- DIRECTIVE
Starting at the first line of the data, print each line verbatim up to and including the line bearing "strokeLinecap: 'round', strokeLinejoin: 'round'", omitting pictures.

- GIVEN INFORMATION
☆ ☆ ☆ ☆

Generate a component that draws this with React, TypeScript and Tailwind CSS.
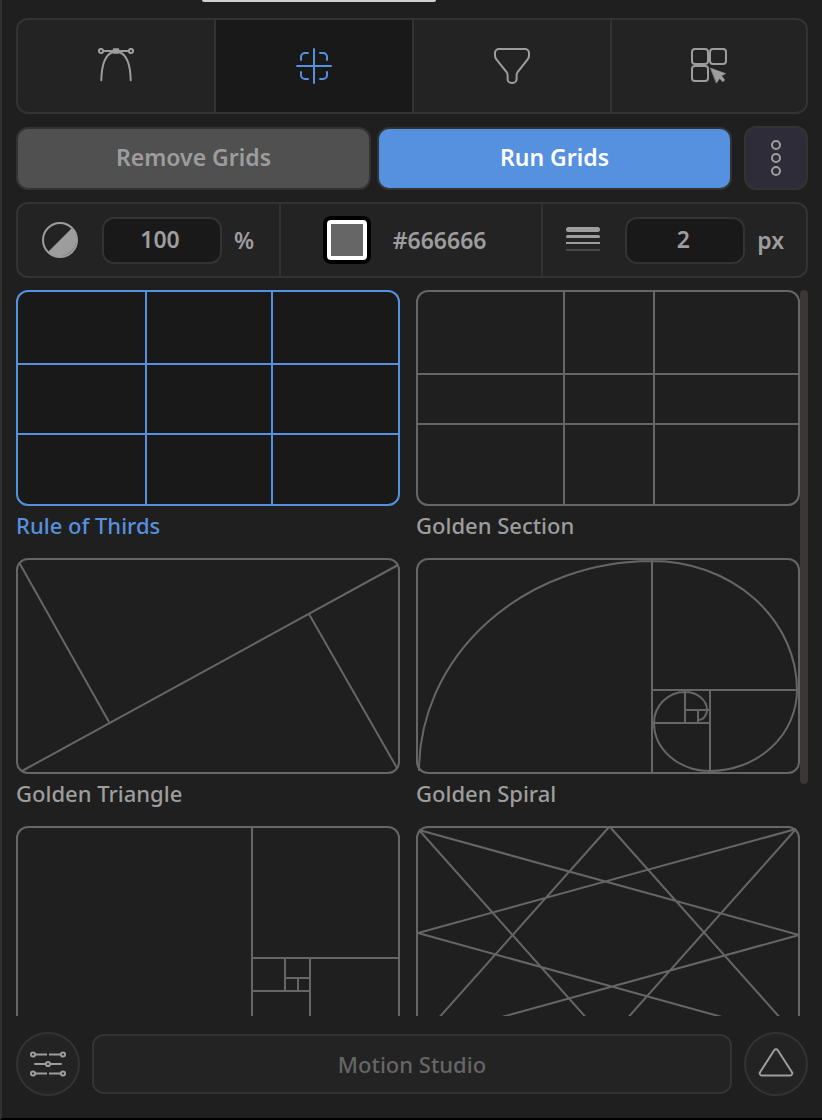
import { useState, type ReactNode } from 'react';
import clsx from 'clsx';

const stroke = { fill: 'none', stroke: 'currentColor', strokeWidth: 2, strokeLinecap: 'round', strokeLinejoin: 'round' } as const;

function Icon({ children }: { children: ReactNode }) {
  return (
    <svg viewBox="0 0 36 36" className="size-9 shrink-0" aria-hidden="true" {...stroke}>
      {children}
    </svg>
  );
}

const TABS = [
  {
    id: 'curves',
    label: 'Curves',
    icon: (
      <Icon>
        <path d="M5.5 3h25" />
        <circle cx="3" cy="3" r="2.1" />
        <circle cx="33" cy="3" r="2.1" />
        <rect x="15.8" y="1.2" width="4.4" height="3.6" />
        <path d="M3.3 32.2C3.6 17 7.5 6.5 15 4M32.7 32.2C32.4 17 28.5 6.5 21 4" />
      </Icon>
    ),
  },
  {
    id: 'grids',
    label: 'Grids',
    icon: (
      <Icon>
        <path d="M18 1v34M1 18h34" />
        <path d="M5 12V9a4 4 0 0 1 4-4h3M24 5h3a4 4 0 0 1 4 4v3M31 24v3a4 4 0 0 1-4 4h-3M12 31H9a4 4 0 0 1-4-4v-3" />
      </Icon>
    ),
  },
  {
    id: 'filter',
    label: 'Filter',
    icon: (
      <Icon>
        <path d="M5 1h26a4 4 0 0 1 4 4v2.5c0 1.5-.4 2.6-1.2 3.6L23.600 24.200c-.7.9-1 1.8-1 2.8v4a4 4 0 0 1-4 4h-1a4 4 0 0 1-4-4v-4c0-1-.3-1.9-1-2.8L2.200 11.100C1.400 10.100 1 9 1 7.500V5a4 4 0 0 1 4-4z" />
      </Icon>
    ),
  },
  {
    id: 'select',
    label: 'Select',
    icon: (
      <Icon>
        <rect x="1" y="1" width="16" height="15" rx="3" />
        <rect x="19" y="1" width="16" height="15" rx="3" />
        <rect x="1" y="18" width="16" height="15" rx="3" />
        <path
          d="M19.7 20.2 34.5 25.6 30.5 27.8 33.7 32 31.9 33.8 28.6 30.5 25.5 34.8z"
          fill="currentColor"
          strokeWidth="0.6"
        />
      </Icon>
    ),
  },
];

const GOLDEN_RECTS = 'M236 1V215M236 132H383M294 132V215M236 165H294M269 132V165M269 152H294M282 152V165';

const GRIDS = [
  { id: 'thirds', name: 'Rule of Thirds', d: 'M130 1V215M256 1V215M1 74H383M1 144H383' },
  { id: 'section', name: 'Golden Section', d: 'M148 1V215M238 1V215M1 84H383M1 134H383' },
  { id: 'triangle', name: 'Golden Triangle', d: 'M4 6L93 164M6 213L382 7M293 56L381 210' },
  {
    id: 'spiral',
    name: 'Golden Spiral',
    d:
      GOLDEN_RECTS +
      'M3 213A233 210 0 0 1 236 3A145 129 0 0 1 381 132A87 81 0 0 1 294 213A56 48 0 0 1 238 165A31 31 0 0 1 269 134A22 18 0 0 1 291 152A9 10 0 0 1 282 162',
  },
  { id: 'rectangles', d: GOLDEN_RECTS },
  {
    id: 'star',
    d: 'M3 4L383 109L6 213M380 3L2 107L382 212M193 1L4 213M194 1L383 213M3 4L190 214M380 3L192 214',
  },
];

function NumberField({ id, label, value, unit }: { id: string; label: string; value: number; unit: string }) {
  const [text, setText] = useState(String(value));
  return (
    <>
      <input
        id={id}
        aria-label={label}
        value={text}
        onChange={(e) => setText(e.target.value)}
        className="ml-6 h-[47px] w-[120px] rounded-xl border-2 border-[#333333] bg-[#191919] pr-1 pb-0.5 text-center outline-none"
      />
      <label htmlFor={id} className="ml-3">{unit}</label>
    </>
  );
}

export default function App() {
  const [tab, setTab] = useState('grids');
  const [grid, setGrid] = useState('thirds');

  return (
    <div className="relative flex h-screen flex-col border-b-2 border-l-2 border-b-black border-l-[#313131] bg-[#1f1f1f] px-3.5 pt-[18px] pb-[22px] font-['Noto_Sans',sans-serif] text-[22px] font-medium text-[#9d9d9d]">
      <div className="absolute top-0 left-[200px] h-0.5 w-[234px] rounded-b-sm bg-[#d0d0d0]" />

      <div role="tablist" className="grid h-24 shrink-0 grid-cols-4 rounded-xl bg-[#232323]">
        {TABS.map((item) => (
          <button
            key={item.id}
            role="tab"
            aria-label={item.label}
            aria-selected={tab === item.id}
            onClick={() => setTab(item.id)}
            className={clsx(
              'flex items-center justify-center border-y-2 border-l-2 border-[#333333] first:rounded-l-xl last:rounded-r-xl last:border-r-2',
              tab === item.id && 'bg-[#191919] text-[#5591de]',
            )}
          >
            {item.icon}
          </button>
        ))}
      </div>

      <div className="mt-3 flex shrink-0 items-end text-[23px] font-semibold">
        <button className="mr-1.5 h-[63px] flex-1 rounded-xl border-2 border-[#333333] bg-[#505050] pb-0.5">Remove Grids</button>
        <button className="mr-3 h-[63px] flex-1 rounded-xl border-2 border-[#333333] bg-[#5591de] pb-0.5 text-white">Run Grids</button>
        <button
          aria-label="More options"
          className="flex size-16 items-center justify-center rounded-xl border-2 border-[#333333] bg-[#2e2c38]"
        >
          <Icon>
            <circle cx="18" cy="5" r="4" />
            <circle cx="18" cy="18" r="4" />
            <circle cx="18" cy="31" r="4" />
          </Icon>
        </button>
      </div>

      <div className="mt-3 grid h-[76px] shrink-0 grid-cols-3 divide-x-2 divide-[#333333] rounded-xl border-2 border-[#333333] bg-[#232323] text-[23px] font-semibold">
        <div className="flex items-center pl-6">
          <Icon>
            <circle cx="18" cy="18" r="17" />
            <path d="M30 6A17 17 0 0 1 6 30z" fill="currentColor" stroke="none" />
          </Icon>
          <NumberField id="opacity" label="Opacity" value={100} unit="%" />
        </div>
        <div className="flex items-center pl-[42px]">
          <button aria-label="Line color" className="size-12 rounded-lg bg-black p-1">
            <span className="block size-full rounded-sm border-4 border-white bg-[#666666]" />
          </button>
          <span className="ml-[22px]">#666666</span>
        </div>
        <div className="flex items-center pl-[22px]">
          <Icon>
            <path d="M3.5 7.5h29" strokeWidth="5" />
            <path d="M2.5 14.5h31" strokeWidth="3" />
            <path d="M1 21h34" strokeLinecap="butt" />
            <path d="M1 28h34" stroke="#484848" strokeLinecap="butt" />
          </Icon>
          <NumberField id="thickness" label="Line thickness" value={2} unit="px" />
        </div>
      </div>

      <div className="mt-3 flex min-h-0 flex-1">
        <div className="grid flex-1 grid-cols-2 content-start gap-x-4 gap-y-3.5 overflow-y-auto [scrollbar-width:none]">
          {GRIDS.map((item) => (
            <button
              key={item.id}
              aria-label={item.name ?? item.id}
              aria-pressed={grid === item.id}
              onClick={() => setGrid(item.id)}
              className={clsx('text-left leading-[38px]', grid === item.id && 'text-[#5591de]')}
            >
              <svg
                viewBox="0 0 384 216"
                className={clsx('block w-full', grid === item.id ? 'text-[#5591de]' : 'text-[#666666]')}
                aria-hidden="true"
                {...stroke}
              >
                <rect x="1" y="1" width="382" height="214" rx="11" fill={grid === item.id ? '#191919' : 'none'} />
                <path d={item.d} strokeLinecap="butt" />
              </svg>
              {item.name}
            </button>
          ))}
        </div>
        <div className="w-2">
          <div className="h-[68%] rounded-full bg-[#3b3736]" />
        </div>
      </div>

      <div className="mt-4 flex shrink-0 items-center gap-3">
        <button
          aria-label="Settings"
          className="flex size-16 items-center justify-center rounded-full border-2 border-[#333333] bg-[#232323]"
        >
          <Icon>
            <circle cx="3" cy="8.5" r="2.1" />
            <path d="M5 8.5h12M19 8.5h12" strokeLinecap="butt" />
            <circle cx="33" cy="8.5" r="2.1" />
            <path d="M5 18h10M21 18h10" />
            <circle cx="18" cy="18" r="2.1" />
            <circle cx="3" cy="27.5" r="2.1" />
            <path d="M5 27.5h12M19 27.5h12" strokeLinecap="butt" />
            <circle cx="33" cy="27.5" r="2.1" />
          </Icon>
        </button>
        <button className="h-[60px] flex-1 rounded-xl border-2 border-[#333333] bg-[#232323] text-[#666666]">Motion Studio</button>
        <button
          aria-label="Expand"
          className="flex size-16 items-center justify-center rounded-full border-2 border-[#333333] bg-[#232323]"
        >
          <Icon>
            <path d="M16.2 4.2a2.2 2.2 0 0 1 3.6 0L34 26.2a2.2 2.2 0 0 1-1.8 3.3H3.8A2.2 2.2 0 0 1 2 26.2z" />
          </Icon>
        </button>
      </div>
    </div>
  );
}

☆ ☆ ☆ ☆

- TASK ANSWER
Generate a component that draws this with React, TypeScript and Tailwind CSS.
import { useState, type ReactNode } from 'react';
import clsx from 'clsx';

const stroke = { fill: 'none', stroke: 'currentColor', strokeWidth: 2, strokeLinecap: 'round', strokeLinejoin: 'round' } as const;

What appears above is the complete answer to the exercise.